(Stated task): Transcribe the listing exactly, leaving out every picture.

(Information shown):
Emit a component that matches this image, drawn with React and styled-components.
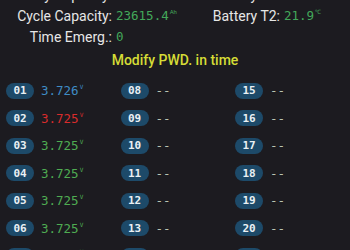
import React from "react";
import styled, { createGlobalStyle } from "styled-components";

const Global = createGlobalStyle`
  html, body { margin: 0; padding: 0; background: #1c1b20; overflow: hidden; }
  body { width: 350px; height: 250px; font-family: Roboto, "Noto Sans", sans-serif; }
`;

const Screen = styled.div`
  width: 350px;
  height: 250px;
  overflow: hidden;
  background: #1c1b20;
`;

const Info = styled.div`
  display: grid;
  grid-template-columns: 112px 60px 100px auto;
  column-gap: 4px;
  grid-auto-rows: 21px;
  margin-top: -16px;
  align-items: center;
`;

const Label = styled.div`
  text-align: right;
  color: #e6e6e6;
  font-size: 14px;
  white-space: nowrap;
`;

const Value = styled.div`
  color: #43a85a;
  font-family: "DejaVu Sans Mono", monospace;
  font-size: 12.5px;
  white-space: nowrap;
`;

const Unit = styled.sup`
  font-family: Roboto, sans-serif;
  font-size: 6px;
  vertical-align: 6px;
  margin-left: 1px;
`;

const Title = styled.div`
  margin-top: 3px;
  height: 20px;
  line-height: 20px;
  text-align: center;
  color: #d5dc36;
  font-size: 14px;
  font-weight: 500;
`;

const Cells = styled.div`
  display: grid;
  grid-template-columns: repeat(3, 114.5px);
  grid-auto-flow: column;
  grid-template-rows: repeat(7, 27.5px);
  padding: 0 0 0 6px;
  margin-top: 7px;
`;

const Cell = styled.div`
  display: flex;
  align-items: center;
`;

const Badge = styled.div`
  width: 28px;
  height: 16px;
  border-radius: 8px;
  background: #1d4a69;
  color: #eaf0f4;
  font-family: "DejaVu Sans Mono", monospace;
  font-size: 11px;
  font-weight: bold;
  display: flex;
  align-items: center;
  justify-content: center;
`;

const colors = { blue: "#3f8cc4", red: "#d82c2c", green: "#4fac52", none: "#b9c4b2" };

const Volt = styled.div`
  margin-left: 7px;
  color: ${(p) => colors[p.$tone]};
  font-family: "DejaVu Sans Mono", monospace;
  font-size: 12.5px;
  white-space: nowrap;
`;

const VUnit = styled.sup`
  font-size: 6px;
  vertical-align: 6px;
  margin-left: 1px;
`;

const cells = [];
for (let i = 1; i <= 21; i++) {
  const id = String(i).padStart(2, "0");
  if (i <= 7) {
    const tone = i === 1 ? "blue" : i === 2 ? "red" : "green";
    cells.push({ id, v: i === 1 ? "3.726" : "3.725", tone });
  } else {
    cells.push({ id, v: null, tone: "none" });
  }
}

export default function App() {
  return (
    <Screen>
      <Global />
      <Info>
        <Label>Battery Capacity:</Label>
        <Value>280.0<Unit>Ah</Unit></Value>
        <Label>Battery T1:</Label>
        <Value>21.8<Unit>℃</Unit></Value>
        <Label>Cycle Capacity:</Label>
        <Value>23615.4<Unit>Ah</Unit></Value>
        <Label>Battery T2:</Label>
        <Value>21.9<Unit>℃</Unit></Value>
        <Label>Time Emerg.:</Label>
        <Value>0</Value>
      </Info>
      <Title>Modify PWD. in time</Title>
      <Cells>
        {cells.map((c) => (
          <Cell key={c.id}>
            <Badge>{c.id}</Badge>
            <Volt $tone={c.tone}>
              {c.v ? (
                <>
                  {c.v}
                  <VUnit>V</VUnit>
                </>
              ) : (
                "--"
              )}
            </Volt>
          </Cell>
        ))}
      </Cells>
    </Screen>
  );
}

(In response):
Emit a component that matches this image, drawn with React and styled-components.
import React from "react";
import styled, { createGlobalStyle } from "styled-components";

const Global = createGlobalStyle`
  html, body { margin: 0; padding: 0; background: #1c1b20; overflow: hidden; }
  body { width: 350px; height: 250px; font-family: Roboto, "Noto Sans", sans-serif; }
`;

const Screen = styled.div`
  width: 350px;
  height: 250px;
  overflow: hidden;
  background: #1c1b20;
`;

const Info = styled.div`
  display: grid;
  grid-template-columns: 112px 60px 100px auto;
  column-gap: 4px;
  grid-auto-rows: 21px;
  margin-top: -16px;
  align-items: center;
`;

const Label = styled.div`
  text-align: right;
  color: #e6e6e6;
  font-size: 14px;
  white-space: nowrap;
`;

const Value = styled.div`
  color: #43a85a;
  font-family: "DejaVu Sans Mono", monospace;
  font-size: 12.5px;
  white-space: nowrap;
`;

const Unit = styled.sup`
  font-family: Roboto, sans-serif;
  font-size: 6px;
  vertical-align: 6px;
  margin-left: 1px;
`;

const Title = styled.div`
  margin-top: 3px;
  height: 20px;
  line-height: 20px;
  text-align: center;
  color: #d5dc36;
  font-size: 14px;
  font-weight: 500;
`;

const Cells = styled.div`
  display: grid;
  grid-template-columns: repeat(3, 114.5px);
  grid-auto-flow: column;
  grid-template-rows: repeat(7, 27.5px);
  padding: 0 0 0 6px;
  margin-top: 7px;
`;

const Cell = styled.div`
  display: flex;
  align-items: center;
`;

const Badge = styled.div`
  width: 28px;
  height: 16px;
  border-radius: 8px;
  background: #1d4a69;
  color: #eaf0f4;
  font-family: "DejaVu Sans Mono", monospace;
  font-size: 11px;
  font-weight: bold;
  display: flex;
  align-items: center;
  justify-content: center;
`;

const colors = { blue: "#3f8cc4", red: "#d82c2c", green: "#4fac52", none: "#b9c4b2" };

const Volt = styled.div`
  margin-left: 7px;
  color: ${(p) => colors[p.$tone]};
  font-family: "DejaVu Sans Mono", monospace;
  font-size: 12.5px;
  white-space: nowrap;
`;

const VUnit = styled.sup`
  font-size: 6px;
  vertical-align: 6px;
  margin-left: 1px;
`;

const cells = [];
for (let i = 1; i <= 21; i++) {
  const id = String(i).padStart(2, "0");
  if (i <= 7) {
    const tone = i === 1 ? "blue" : i === 2 ? "red" : "green";
    cells.push({ id, v: i === 1 ? "3.726" : "3.725", tone });
  } else {
    cells.push({ id, v: null, tone: "none" });
  }
}

export default function App() {
  return (
    <Screen>
      <Global />
      <Info>
        <Label>Battery Capacity:</Label>
        <Value>280.0<Unit>Ah</Unit></Value>
        <Label>Battery T1:</Label>
        <Value>21.8<Unit>℃</Unit></Value>
        <Label>Cycle Capacity:</Label>
        <Value>23615.4<Unit>Ah</Unit></Value>
        <Label>Battery T2:</Label>
        <Value>21.9<Unit>℃</Unit></Value>
        <Label>Time Emerg.:</Label>
        <Value>0</Value>
      </Info>
      <Title>Modify PWD. in time</Title>
      <Cells>
        {cells.map((c) => (
          <Cell key={c.id}>
            <Badge>{c.id}</Badge>
            <Volt $tone={c.tone}>
              {c.v ? (
                <>
                  {c.v}
                  <VUnit>V</VUnit>
                </>
              ) : (
                "--"
              )}
            </Volt>
          </Cell>
        ))}
      </Cells>
    </Screen>
  );
}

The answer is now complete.